Летние ночи — это отдельная история. Ночью можно собирать почти все что угодно, кроме мух. Встретить журчалку в ночное время столь же немыслимо, как ласточку.
Тогда остается собирать только самого себя.
Теория. Многое в человеке примитивно наследуется генетическим путем — музыкальность, ум, болезни и так далее, между тем кое-что едва ли можно объяснить иначе, как воздействием определенной среды в раннем детстве. Углубляться в это нам нет необходимости. Не бывает черного и белого. Границы всегда размыты. Однако некоторые черты того, что образует личность, можно, следовательно, считать скорее продуктом культуры, нежели вылитым, точно из бронзы, в скучной, несправедливой форме, каковой является наша биология. Сюда, по моему мнению, относится ярко выраженный романтический нрав. Возможно, не целиком, но по большей части.
Следующее наблюдение столь же банально, а именно: что у нас в Швеции самые прекрасные летние ночи в мире. Стоит сместиться чуть-чуть подальше в Европу, и они превращаются в скучноватые, совершенно темные промежутки между сумерками и утренней зарей. Тропические ночи, с другой стороны, могут обернуться мощными разрядами чисто кембро-силурийского грохота, когда надвигается гроза или цикады устраивают оргии в кронах деревьев. Помпезно, но не более, и хотя неописуемое пение мадагаскарского козодоя стоит того, чтобы туда съездить, все это окажется лишь интересным, волнующим, вполне достойным рассказов, но отнюдь не столь завораживающе прекрасным, как здесь.
На каждое лето приходится несколько — не много, но несколько — ночей, когда все сходится. Освещение, тепло, ароматы, туман, пение птиц и... бабочки. Кто же тут может уснуть? Кто захочет?
Оказывается, большинство. Сам я, готовый расплакаться от счастья, до рассвета брожу по острову, мечтаю и думаю, что летние ночи — природный ресурс, которым мы больше всего пренебрегаем. Эта мысль новая, а мечтания и прогулки продолжаются с тех пор, как я себя помню. Ведь в том внешне очаровательном провинциальном захолустье у моря, на окраине которого прошло мое детство, из всех ребят только мне разрешалось свободно бегать по ночам. Разве можно отправить в постель собирателя бабочек, каким бы маленьким он ни был? А мои родители были, и по-прежнему остаются, трогательно доверчивыми людьми — им даже в голову не приходило, что сын занимается чем-то иным, а не только ловит бабочек под ближайшим уличным фонарем.

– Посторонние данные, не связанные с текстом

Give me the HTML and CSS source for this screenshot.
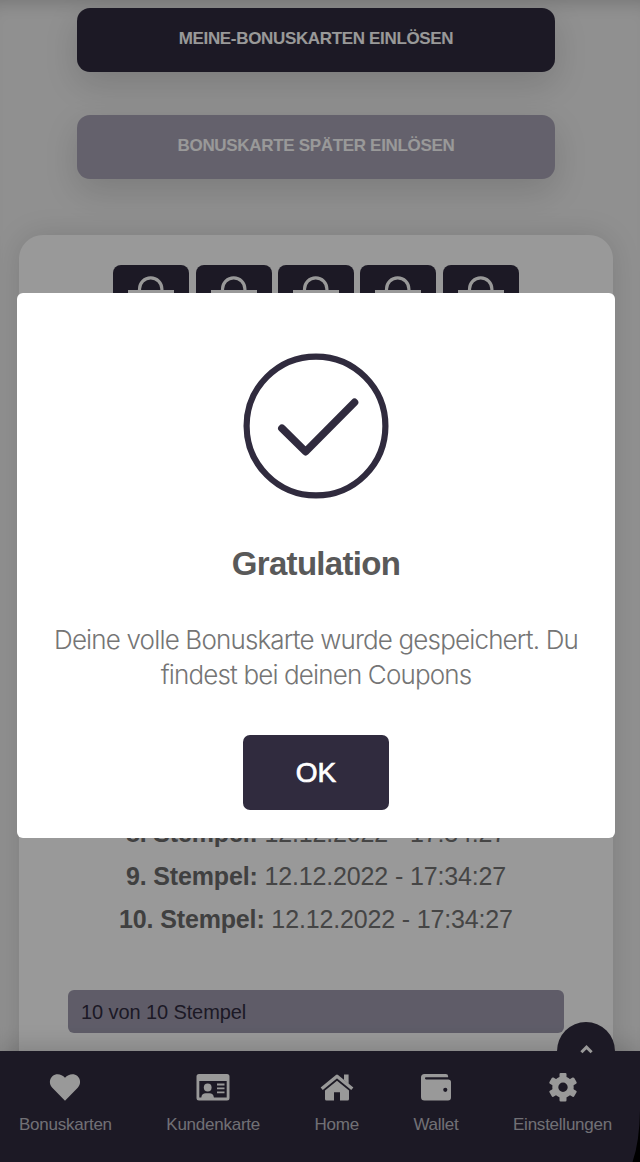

Я постоянно проводил ночи вне дома. Слушал болотную камышовку, шпионил за барсуками, воровал клубнику и кидал в окна девочек шишки. Бабочек я, разумеется, тоже ловил, множество, и почти всегда пребывал в одиночестве. Только став постарше, я начал ездить на велосипеде в город и напиваться, как польский полковник, но это к делу не относится. Среда уже успела оказать на меня бесповоротное воздействие.
С тех пор я рассматриваю все сколько-нибудь теплые летние ночи как личную собственность. К сожалению, мне не доводится делить их со многими, только с Фритьофом и иногда с большой жабой, которая живет под крыльцом и каждое лето появляется возле угла дома, где я обычно натягиваю перед светильником в форме бабочки простыню. Мы сидим, словно за столом, каждый у своего края материи. Жаба всегда ловит больше, чем я. Фритьоф рассказывает о прошлом.
Иногда, конечно, делается одиноко. Отрицать это было бы глупо.
"Когда отправляешься изучать мир насекомых, надо быть готовым ко многому даже в самом себе", — писал Харри Мартинссон, и первое, к чему должен подготовиться энтомолог, это к одиночеству. Предполагаю, что именно поэтому типичный энтомолог занимается бабочками. В бабочках довольно хорошо разбирается достаточное количество людей, для того чтобы их деятельность имела какой-то смысл еще и в плане общения. Им не так уж трудно находить единомышленников, и хотя собиратель чаще всего действует в одиночку, его лучшие находки все-таки столь прекрасны, что понять его радость и разделить ее способен кто угодно. Все знают, как выглядит бабочка мертвая голова или махаон. Нет, не все, но достаточно многие, чтобы удовлетворить потребность собирателя во взаимопонимании.
Знаток мух может по этому поводу даже не дергаться. Для меня муха дорос сетчатый,
Правда, в Интернете имеется форум, объединяющий единомышленников по всему миру, но после американской бомбежки Сербии, мне кажется, он подвергается цензуре. Во всяком случае, дискуссии сделались там с тех пор довольно неинтересными и сугубо научными. Жаль — форум мог бы стать отдушиной и для нас, энтомологов-любителей.